KCD: I want to go back to your definition of abstract art a way of communicating on a non-verbal level.

LPS: Psychologists used to say that we can think without words. I don’t know if they changed their mind or not. But I have been able for many years (and observed many people doing the same) to think without words, to think on a non-verbal level. When I am creating these purely abstract paintings I am not thinking with words.

KCD: So you see a future for abstract art.

LPS: I can only see a future. I cannot see »no-future« for abstract painting, because I think more and more people are learning how to un­derstand it and to communicate with it, more and more all the time. And I don’t believe that once a person who has been really able to communicate with purely abstract art, can turn back. Picasso and Braque, they never did paint purely abstractly, they were still abstract­ing from organic forms. But they got so far along with it and then they turned back. Their greatest contribution was Cubism. And from that they deteriorated to some extent, not Braque so much, but Picasso. What he was doing then was interesting in a cartoonish sort of way. I’m tired of looking at Picasso today.
He turned back instead of going on. The cri­tics, historians and many artists said, when Mondrian died that he had hit a stone wall or a dead end. I say there was no such thing. He was still changing as long as he lived.

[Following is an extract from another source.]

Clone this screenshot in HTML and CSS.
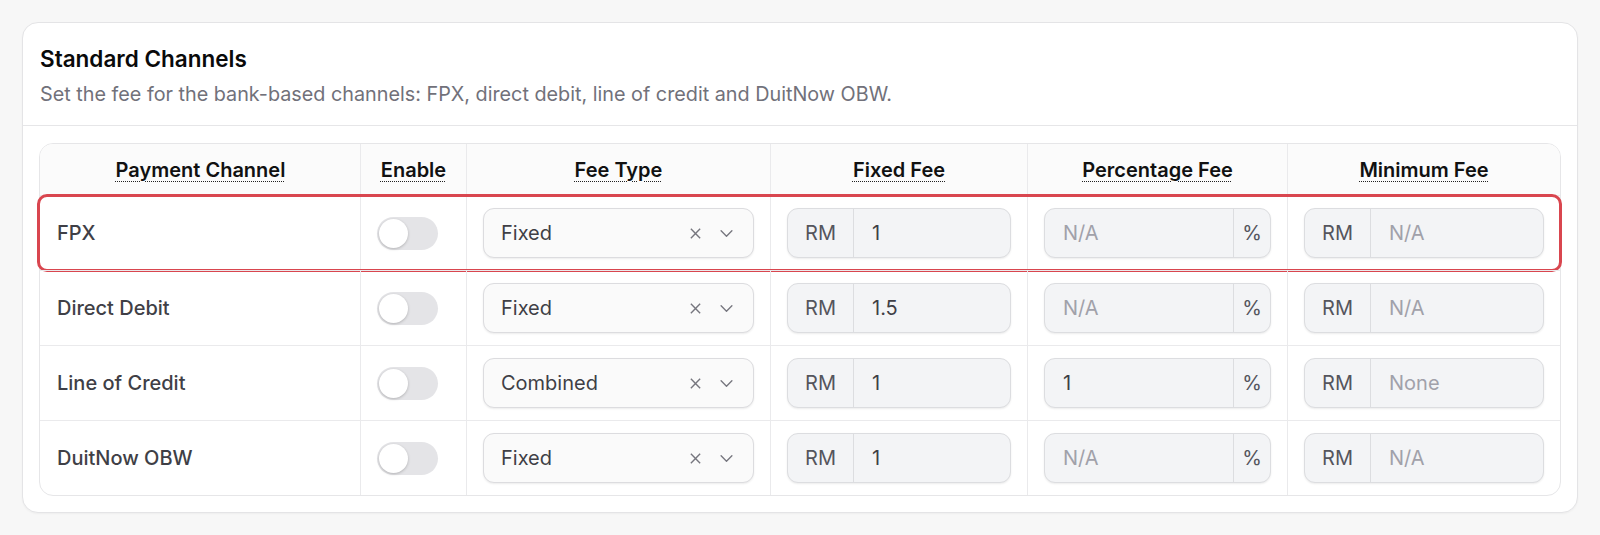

I think that there is no such thing as a dead end ex­cept in your mind. We keep going, there is no end. We don’t know, I can’t imagine that there is an end to space. Neither can I imagine no end for that matter. But it is easier to imagine no end to the universe than to imagine an end. If you say there is an end then it means there must be a wall, there must be something then on the other side.

KCD: So you believe in a no-end quality of things.

LPS: Yes. It means to keep going, to be optimis­tic.